Cambridge University Press and the authors gratefully acknowledge the permission of all those noted above for the Plates. The photographs by Wim Swaan were originally taken for C.N.L. Brooke, J.R.L. Highfield and W. Swaan, Oxford and Cambridge (1988), and are reproduced with the generous approval of the Director of the Research Library, the Getty Research Institute, Los Angeles (reference 96. P. 21, Wim Swaan Photographic Collection).





TABLES




1   Distribution by college and college status of a sample of Norfolk gentry alumni c. 1563, 1578 and 1585 page 202
2   Distribution by college and college status of a sample of men resident in Norfolk c. 1630–3 203
3   University experience among a sample of about 470 gentry resident in Norfolk c. 1563, 1578 and 1585 231
4   New members of the Wiltshire Commission of the Peace with experience of higher education 233
5   Percentage of ‘working members’ of the Commission of the Peace with experience of the universities 234
6   The diocese of Norwich in 1563 235
7   The diocese of Norwich in 1612 235
8   Institutions in the diocese of Norwich of clergy surviving in 1605 236
9   Cambridge population excluding colleges 247




GENERAL EDITOR’S PREFACE




The core of this book comprises the deep research of Victor Morgan, with a strong emphasis on the links between Cambridge and the wider world of Court, parliament and ‘the country’, and with its main orientation in the period 1546 to 1640. It was originally planned to be a thematic study, in which each of these elements would be carried through to 1750. But time has passed and the earlier chapters have grown: completion on this scale of a book in which every period and every theme was given equal weight would take many more years and a much larger book. So we have harvested what has been achieved and I have attempted to sketch some major themes not covered by Victor Morgan’s chapters, and above all what happened after 1640. This is not a perfectly balanced book, but I think it is in some ways more interesting than if we had tried drastically to reshape it. For those who seek some outline of the whole period, I have provided in chapter 2 a history of the university and colleges as it is reflected in the most vivid of all the materials for its study, in its buildings. For those who wish to know what academic legacy Cambridge acquired, chapter 14 attempts to penetrate the supreme intellectual adventures of the last two generations of our period. The rest will speak for itself.

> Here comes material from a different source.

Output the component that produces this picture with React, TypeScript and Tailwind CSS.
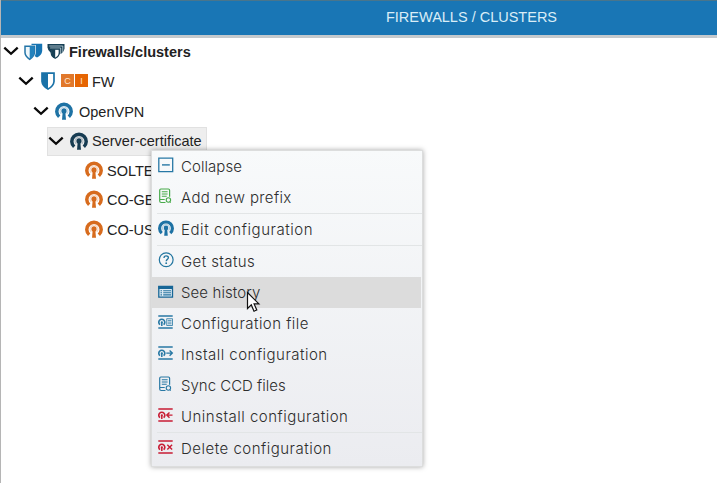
import type { ReactNode } from 'react';

function Chevron() {
  return (
    <svg className="h-4 w-4 shrink-0 -translate-y-px" viewBox="0 0 16 16" fill="none" stroke="#0a0a0a" strokeWidth="2.3">
      <path d="M1.3 4.6 8 10.8l6.700-6.200" />
    </svg>
  );
}

function Vpn({ className }: { className: string }) {
  return (
    <svg className={className} viewBox="0 0 18 18" fill="none" stroke="currentColor">
      <path d="M4.200 14.800A7.200 7.200 0 1 1 13.800 14.800" strokeWidth="3.500" />
      <path d="M6.200 11.800a3.900 3.900 0 1 1 5.600 0" strokeWidth="1.200" opacity=".3" />
      <circle cx="9" cy="8.900" r="2.600" fill="currentColor" stroke="none" />
      <path d="M7.800 9h2.400l.8 8.700H7z" fill="currentColor" stroke="none" />
    </svg>
  );
}

function Shield() {
  return (
    <svg className="h-[18px] w-[14px] shrink-0 -translate-y-px" viewBox="0 0 14 18">
      <path d="M1 1.200h12v8.300Q12.600 14 7 17.100 1.400 14 1 9.500z" fill="#fff" stroke="#1a72a8" strokeWidth="1.700" />
      <path d="M1 1.200h6v15.900Q1.400 14 1 9.500z" fill="#1a72a8" />
    </svg>
  );
}

function Shields() {
  return (
    <svg className="h-[18px] w-[19px] shrink-0" viewBox="0 0 19 18">
      <path d="M7.500.8h10.700V8q-.4 4-5.200 6.500Q8 12 7.500 7.500z" fill="#1674b3" />
      <path d="M0 2.100h11.800V9.800q-.4 4.500-6 7.800Q.3 14.300 0 9.800z" fill="#fff" />
      <path d="M1 3.200h9.400v6.600q-.3 3.600-4.700 6.500Q1.200 13.300 1 9.800z" fill="#eef7fb" stroke="#2374a7" strokeWidth="1.500" />
      <path d="M5.700 3.200h4.700v6.600q-.3 3.600-4.700 6.500z" fill="#2382bd" />
    </svg>
  );
}

function ClusterShields() {
  return (
    <svg className="h-4 w-[18px] shrink-0 -translate-y-px" viewBox="0 0 18 16">
      <path d="M.5 1h17v4.500q-.2 3-3 5l-2.500 1L3.500 9.500Q.8 7.500.5 4.500z" fill="#174055" />
      <path d="M2.300 3h13.500v6M3.200 5h10.500v6" fill="none" stroke="#cbdbe2" strokeWidth=".8" />
      <path d="M4.200 6.200h8v4.200q-.2 3-4 4.900-3.800-1.900-4-4.900z" fill="#fff" stroke="#174055" strokeWidth="1.100" />
      <path d="M4.200 6.200h4v9.100q-3.800-1.900-4-4.900z" fill="#174055" />
    </svg>
  );
}

function MinusBox() {
  return (
    <svg className="h-4 w-4" viewBox="0 0 16 16" fill="none" stroke="#2778a5">
      <path d="M.8 1.100h13.900v13.600H.8z" strokeWidth="1.300" />
      <path d="M4 7.900h7.800" strokeWidth="1.400" />
    </svg>
  );
}

function Doc() {
  return (
    <svg className="h-4 w-4" viewBox="0 0 16 16" fill="none" stroke="currentColor">
      <path d="M7.500 14.500H3.200Q1.700 14.500 1.700 13V2.200Q1.700 1 2.900 1h7.500q1.200 0 1.200 1.200v6.500M1.700 11.500h5" strokeWidth="1.200" />
      <path d="M3.800 3.800h5.800M3.800 6h5.800M3.800 8.200h4.900" strokeWidth="1.100" />
      <circle cx="10.400" cy="12" r="2.200" strokeWidth="1.100" />
      <path d="m11.700 13.800 1 1" />
    </svg>
  );
}

function Question() {
  return (
    <svg className="h-4 w-4" viewBox="0 0 16 16" fill="none" stroke="#22759f">
      <circle cx="8.200" cy="7.700" r="6.900" strokeWidth="1.200" />
      <path d="M6 6C6 3.100 10.500 3.300 10.400 5.800 10.300 7.400 8.200 7.400 8.200 9.200" strokeWidth="1.300" />
      <circle cx="8.200" cy="11.200" r=".9" fill="#22759f" stroke="none" />
    </svg>
  );
}

function History() {
  return (
    <svg className="h-4 w-4" viewBox="0 0 16 16" fill="none">
      <path d="M.8 3.500h13.700v10.600H.8z" fill="#dceaf3" stroke="#176696" strokeWidth="1.300" />
      <path d="M.3 3h14.700v3H.3z" fill="#176696" />
      <path d="M2.500 7.700h1.500M2.500 9.800h1.500M2.500 11.900h1.500M5.200 7.700h7.800M5.200 9.800h7.800M5.200 11.900h7.800" stroke="#2875a1" strokeWidth="1.100" />
    </svg>
  );
}

type Kind = 'list' | 'right' | 'left' | 'cross';

function ConfigIcon({ kind }: { kind: Kind }) {
  return (
    <svg className="h-4 w-4" viewBox="0 0 16 16" fill="none" stroke="currentColor">
      <path d="M.3 2h14.400M.3 14h14.400" strokeWidth="1.300" />
      <path d="M2 10.700a3 3 0 1 1 3.600 0" strokeWidth="1.600" />
      <path d="M3.800 8.300v3.700" strokeWidth="1.500" />
      <circle cx="3.800" cy="8.300" r="1.100" fill="currentColor" stroke="none" />
      {kind === 'list' && <path d="M8.700 4.700h5.800v6.800H8.700zM9.700 6.400h3.800M9.700 8.100h3.800M9.700 9.800h3.800" strokeWidth=".8" />}
      {kind === 'right' && <path d="M8.300 8.100h6M11.600 5.400l2.700 2.700-2.700 2.700" strokeWidth="1.400" />}
      {kind === 'left' && <path d="M14.500 8.100H8.800M11.500 5.400 8.800 8.100l2.700 2.700" strokeWidth="1.400" />}
      {kind === 'cross' && <path d="m9.300 5.700 4.800 4.800m0-4.800-4.800 4.800" strokeWidth="1.400" />}
    </svg>
  );
}

function Item({ icon, label, text, active = false }: { icon: ReactNode; label: string; text: string; active?: boolean }) {
  return (
    <div className={`flex h-[31px] items-center pl-[6px] ${active ? 'mr-px bg-[#dcdcdc]' : ''}`}>
      <span className="mr-[7px] flex h-5 w-4 shrink-0 items-start">{icon}</span>
      <span className={`whitespace-nowrap font-[Inter,sans-serif] text-[15px] font-light leading-[20px] text-[#2d2d2d] ${text}`}>{label}</span>
    </div>
  );
}

function Separator() {
  return <div className="ml-[5px] h-px bg-[#e2e5e6]" />;
}

export default function App() {
  return (
    <div className="relative h-[483px] w-[717px] overflow-hidden border-l border-[#b5b5b5] bg-white font-['Liberation_Sans',Arial,sans-serif] text-[#222]">
      <header className="flex h-[38px] justify-center border-b-[3px] border-t border-b-[#c4c9cd] border-t-[#49758c] bg-[#1976b5] pl-[225px] pt-[7px] text-[14.5px] leading-[18px] text-[#d9edf7]">
        <span>FIREWALLS / CLUSTERS</span>
      </header>
      <main className="text-[14.5px] leading-[20px]">
        <div className="flex h-[28px] items-center pl-[2px]">
          <Chevron />
          <span className="ml-[5px] flex items-center gap-[4px]"><Shields /><ClusterShields /></span>
          <b className="ml-[4px]">Firewalls/clusters</b>
        </div>
        <div className="flex h-[31px] items-center pl-[17px]">
          <Chevron /><span className="ml-[7px] flex"><Shield /></span>
          <span className="-mt-[3px] ml-[6px] mr-[4px] flex h-[13px] gap-px text-[9px] leading-[14px] text-[#ffe5cb]">
            <span className="w-[13px] bg-[#e1782b] text-center">C</span><span className="w-[13px] bg-[#e66503] text-center">I</span>
          </span>
          <span>FW</span>
        </div>
        <div className="flex h-[30px] items-center pl-[32px]">
          <Chevron /><Vpn className="-mt-[2px] ml-[6px] mr-[6px] h-[18px] w-[18px] text-[#1e72a4]" /><span>OpenVPN</span>
        </div>
        <div className="ml-[46px] flex h-[29px] w-[160px] items-center border border-[#e1e1e1] bg-[#eee]">
          <Chevron /><Vpn className="-mt-[2px] ml-[6px] mr-[4px] h-[18px] w-[18px] text-[#173c52]" /><span className="-mt-[2px]">Server-certificate</span>
        </div>
        {['SOLTEC', 'CO-GER', 'CO-USA'].map((name) => (
          <div key={name} className="flex h-[29.500px] items-center pl-[84px]">
            <Vpn className="-mt-[2px] mr-[4px] h-[18px] w-[18px] text-[#d76b1d]" /><span>{name}</span>
          </div>
        ))}
      </main>

      <div className="absolute left-[150px] top-[150px] h-[317px] w-[272px] border border-[#dcdddd] bg-linear-to-b from-[#f8fafb] to-[#ebecf0] shadow-[0_0_5px_rgba(0,0,0,0.35)]">
        <Item icon={<MinusBox />} label="Collapse" text="tracking-[0.05px]" />
        <Item icon={<span className="text-[#48aa4b]"><Doc /></span>} label="Add new prefix" text="tracking-[0.37px]" />
        <Separator />
        <Item icon={<Vpn className="h-4 w-4 text-[#1e72a4]" />} label="Edit configuration" text="tracking-[0.56px]" />
        <Separator />
        <Item icon={<Question />} label="Get status" text="tracking-[0.4px]" />
        <Item icon={<History />} label="See history" text="tracking-[0.1px]" active />
        <Item icon={<span className="text-[#2878a4]"><ConfigIcon kind="list" /></span>} label="Configuration file" text="tracking-[0.46px]" />
        <Item icon={<span className="text-[#2878a4]"><ConfigIcon kind="right" /></span>} label="Install configuration" text="tracking-[0.48px]" />
        <Item icon={<span className="text-[#2878a4]"><Doc /></span>} label="Sync CCD files" text="tracking-[0px]" />
        <Item icon={<span className="text-[#c81d35]"><ConfigIcon kind="left" /></span>} label="Uninstall configuration" text="tracking-[0.5px]" />
        <Separator />
        <Item icon={<span className="text-[#c81d35]"><ConfigIcon kind="cross" /></span>} label="Delete configuration" text="tracking-[0.5px]" />
      </div>
      <svg className="absolute left-[245px] top-[291px] h-[22px] w-[15px]" viewBox="0 0 15 22">
        <path d="M1.500 1.500v16l3.800-3.600 2.700 6.300 2.800-1.200-2.700-6.100h4.800z" fill="#fff" stroke="#111" strokeWidth="1.200" />
      </svg>
    </div>
  );
}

   In my Preface to the first volume in this series – Damian Leader on The University to 1546 – I paid tribute to The History of the University of Oxford and humbly observed that ‘perhaps beside the great battleship launched by the Oxford Press there is room for a modest, serviceable frigate, sent from Cambridge’. Both are now complete, and the Oxford series will remain an incomparable monument of scholarly achievement, unequal in execution, but in the mass an immensely impressive statement of scholarly endeavour.

   Our own aim and achievement have been much more modest; but oddly, one of the chief faults of my own volume IV, 1870–1990, was that it was too long, so that the reviewers did not read it all. The late Lord Annan – failing to use the index – was astounded to find no mention of Lord Adrian. Another reviewer found a lack of ‘edge’ in the book. If he meant a lack of fashionable polemic, I plead guilty: I have tended in the past too much to avoid polemic, which I have thought fed its author’s vanity more than the cause of historical science. If he meant lack of subtlety and nuances, he had read a different book from the one I wrote. If he meant that I presented too bland and optimistic a view, that may be: such a book cannot be the vehicle for debates on university politics; but the book contains some of the most searching criticisms – for example of the treatment of women in Cambridge and the fissures between university and colleges – which I have seen in print.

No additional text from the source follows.